*** DATA BLOCK ***
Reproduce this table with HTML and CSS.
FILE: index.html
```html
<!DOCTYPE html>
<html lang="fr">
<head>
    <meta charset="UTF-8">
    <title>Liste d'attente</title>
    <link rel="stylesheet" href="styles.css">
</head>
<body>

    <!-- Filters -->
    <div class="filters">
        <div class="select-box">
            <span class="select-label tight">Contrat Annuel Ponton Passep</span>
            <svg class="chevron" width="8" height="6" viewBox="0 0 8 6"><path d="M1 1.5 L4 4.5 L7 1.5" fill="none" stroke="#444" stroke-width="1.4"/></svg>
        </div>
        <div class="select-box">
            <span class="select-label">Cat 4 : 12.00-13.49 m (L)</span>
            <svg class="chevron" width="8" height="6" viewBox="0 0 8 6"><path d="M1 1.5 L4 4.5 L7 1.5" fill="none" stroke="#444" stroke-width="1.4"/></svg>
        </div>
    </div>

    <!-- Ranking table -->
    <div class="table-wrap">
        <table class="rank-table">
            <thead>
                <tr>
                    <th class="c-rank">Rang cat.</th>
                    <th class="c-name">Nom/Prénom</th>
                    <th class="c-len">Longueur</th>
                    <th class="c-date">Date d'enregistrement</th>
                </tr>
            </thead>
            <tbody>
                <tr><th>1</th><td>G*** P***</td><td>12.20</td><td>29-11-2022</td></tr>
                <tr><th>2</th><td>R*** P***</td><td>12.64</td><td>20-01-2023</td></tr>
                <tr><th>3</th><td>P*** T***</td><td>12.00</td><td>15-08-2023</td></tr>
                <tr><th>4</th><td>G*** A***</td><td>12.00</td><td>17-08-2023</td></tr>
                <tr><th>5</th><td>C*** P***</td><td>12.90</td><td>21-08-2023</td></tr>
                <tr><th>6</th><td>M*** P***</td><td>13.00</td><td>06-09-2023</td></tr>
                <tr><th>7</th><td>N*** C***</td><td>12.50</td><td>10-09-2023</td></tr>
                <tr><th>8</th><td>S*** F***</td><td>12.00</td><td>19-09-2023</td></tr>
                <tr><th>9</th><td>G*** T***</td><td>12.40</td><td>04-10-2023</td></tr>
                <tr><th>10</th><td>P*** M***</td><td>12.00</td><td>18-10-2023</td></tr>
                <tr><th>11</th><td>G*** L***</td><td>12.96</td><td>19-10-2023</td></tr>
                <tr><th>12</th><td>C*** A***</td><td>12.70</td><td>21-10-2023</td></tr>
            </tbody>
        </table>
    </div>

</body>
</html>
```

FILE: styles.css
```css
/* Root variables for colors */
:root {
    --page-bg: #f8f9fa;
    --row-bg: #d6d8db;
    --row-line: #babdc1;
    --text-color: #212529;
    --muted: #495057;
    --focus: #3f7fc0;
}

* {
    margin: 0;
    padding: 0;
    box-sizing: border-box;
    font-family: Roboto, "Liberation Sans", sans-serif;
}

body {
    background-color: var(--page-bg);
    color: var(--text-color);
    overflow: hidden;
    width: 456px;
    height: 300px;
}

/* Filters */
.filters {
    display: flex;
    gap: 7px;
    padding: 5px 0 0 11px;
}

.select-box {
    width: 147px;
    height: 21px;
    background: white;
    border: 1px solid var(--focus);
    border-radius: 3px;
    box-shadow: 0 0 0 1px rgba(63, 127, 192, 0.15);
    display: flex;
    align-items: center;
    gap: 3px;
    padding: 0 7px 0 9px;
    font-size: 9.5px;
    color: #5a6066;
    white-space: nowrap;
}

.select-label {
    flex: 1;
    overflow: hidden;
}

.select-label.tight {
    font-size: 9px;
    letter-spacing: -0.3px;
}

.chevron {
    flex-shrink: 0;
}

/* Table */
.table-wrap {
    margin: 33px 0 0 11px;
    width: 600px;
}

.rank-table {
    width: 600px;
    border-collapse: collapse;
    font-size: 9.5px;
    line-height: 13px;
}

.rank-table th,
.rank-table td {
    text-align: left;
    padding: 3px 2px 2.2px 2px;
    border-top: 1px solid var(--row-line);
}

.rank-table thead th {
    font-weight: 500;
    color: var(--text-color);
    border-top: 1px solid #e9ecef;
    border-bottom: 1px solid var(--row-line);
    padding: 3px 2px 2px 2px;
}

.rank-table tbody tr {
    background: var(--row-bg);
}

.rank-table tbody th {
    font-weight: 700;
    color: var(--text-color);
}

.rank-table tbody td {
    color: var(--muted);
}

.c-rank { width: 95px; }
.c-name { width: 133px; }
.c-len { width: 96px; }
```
***
» **DIRECTIVE**
Give the complete listing a second time, exactly as it reads.

» **FULL OUTPUT**
Reproduce this table with HTML and CSS.
FILE: index.html
```html
<!DOCTYPE html>
<html lang="fr">
<head>
    <meta charset="UTF-8">
    <title>Liste d'attente</title>
    <link rel="stylesheet" href="styles.css">
</head>
<body>

    <!-- Filters -->
    <div class="filters">
        <div class="select-box">
            <span class="select-label tight">Contrat Annuel Ponton Passep</span>
            <svg class="chevron" width="8" height="6" viewBox="0 0 8 6"><path d="M1 1.5 L4 4.5 L7 1.5" fill="none" stroke="#444" stroke-width="1.4"/></svg>
        </div>
        <div class="select-box">
            <span class="select-label">Cat 4 : 12.00-13.49 m (L)</span>
            <svg class="chevron" width="8" height="6" viewBox="0 0 8 6"><path d="M1 1.5 L4 4.5 L7 1.5" fill="none" stroke="#444" stroke-width="1.4"/></svg>
        </div>
    </div>

    <!-- Ranking table -->
    <div class="table-wrap">
        <table class="rank-table">
            <thead>
                <tr>
                    <th class="c-rank">Rang cat.</th>
                    <th class="c-name">Nom/Prénom</th>
                    <th class="c-len">Longueur</th>
                    <th class="c-date">Date d'enregistrement</th>
                </tr>
            </thead>
            <tbody>
                <tr><th>1</th><td>G*** P***</td><td>12.20</td><td>29-11-2022</td></tr>
                <tr><th>2</th><td>R*** P***</td><td>12.64</td><td>20-01-2023</td></tr>
                <tr><th>3</th><td>P*** T***</td><td>12.00</td><td>15-08-2023</td></tr>
                <tr><th>4</th><td>G*** A***</td><td>12.00</td><td>17-08-2023</td></tr>
                <tr><th>5</th><td>C*** P***</td><td>12.90</td><td>21-08-2023</td></tr>
                <tr><th>6</th><td>M*** P***</td><td>13.00</td><td>06-09-2023</td></tr>
                <tr><th>7</th><td>N*** C***</td><td>12.50</td><td>10-09-2023</td></tr>
                <tr><th>8</th><td>S*** F***</td><td>12.00</td><td>19-09-2023</td></tr>
                <tr><th>9</th><td>G*** T***</td><td>12.40</td><td>04-10-2023</td></tr>
                <tr><th>10</th><td>P*** M***</td><td>12.00</td><td>18-10-2023</td></tr>
                <tr><th>11</th><td>G*** L***</td><td>12.96</td><td>19-10-2023</td></tr>
                <tr><th>12</th><td>C*** A***</td><td>12.70</td><td>21-10-2023</td></tr>
            </tbody>
        </table>
    </div>

</body>
</html>
```

FILE: styles.css
```css
/* Root variables for colors */
:root {
    --page-bg: #f8f9fa;
    --row-bg: #d6d8db;
    --row-line: #babdc1;
    --text-color: #212529;
    --muted: #495057;
    --focus: #3f7fc0;
}

* {
    margin: 0;
    padding: 0;
    box-sizing: border-box;
    font-family: Roboto, "Liberation Sans", sans-serif;
}

body {
    background-color: var(--page-bg);
    color: var(--text-color);
    overflow: hidden;
    width: 456px;
    height: 300px;
}

/* Filters */
.filters {
    display: flex;
    gap: 7px;
    padding: 5px 0 0 11px;
}

.select-box {
    width: 147px;
    height: 21px;
    background: white;
    border: 1px solid var(--focus);
    border-radius: 3px;
    box-shadow: 0 0 0 1px rgba(63, 127, 192, 0.15);
    display: flex;
    align-items: center;
    gap: 3px;
    padding: 0 7px 0 9px;
    font-size: 9.5px;
    color: #5a6066;
    white-space: nowrap;
}

.select-label {
    flex: 1;
    overflow: hidden;
}

.select-label.tight {
    font-size: 9px;
    letter-spacing: -0.3px;
}

.chevron {
    flex-shrink: 0;
}

/* Table */
.table-wrap {
    margin: 33px 0 0 11px;
    width: 600px;
}

.rank-table {
    width: 600px;
    border-collapse: collapse;
    font-size: 9.5px;
    line-height: 13px;
}

.rank-table th,
.rank-table td {
    text-align: left;
    padding: 3px 2px 2.2px 2px;
    border-top: 1px solid var(--row-line);
}

.rank-table thead th {
    font-weight: 500;
    color: var(--text-color);
    border-top: 1px solid #e9ecef;
    border-bottom: 1px solid var(--row-line);
    padding: 3px 2px 2px 2px;
}

.rank-table tbody tr {
    background: var(--row-bg);
}

.rank-table tbody th {
    font-weight: 700;
    color: var(--text-color);
}

.rank-table tbody td {
    color: var(--muted);
}

.c-rank { width: 95px; }
.c-name { width: 133px; }
.c-len { width: 96px; }
```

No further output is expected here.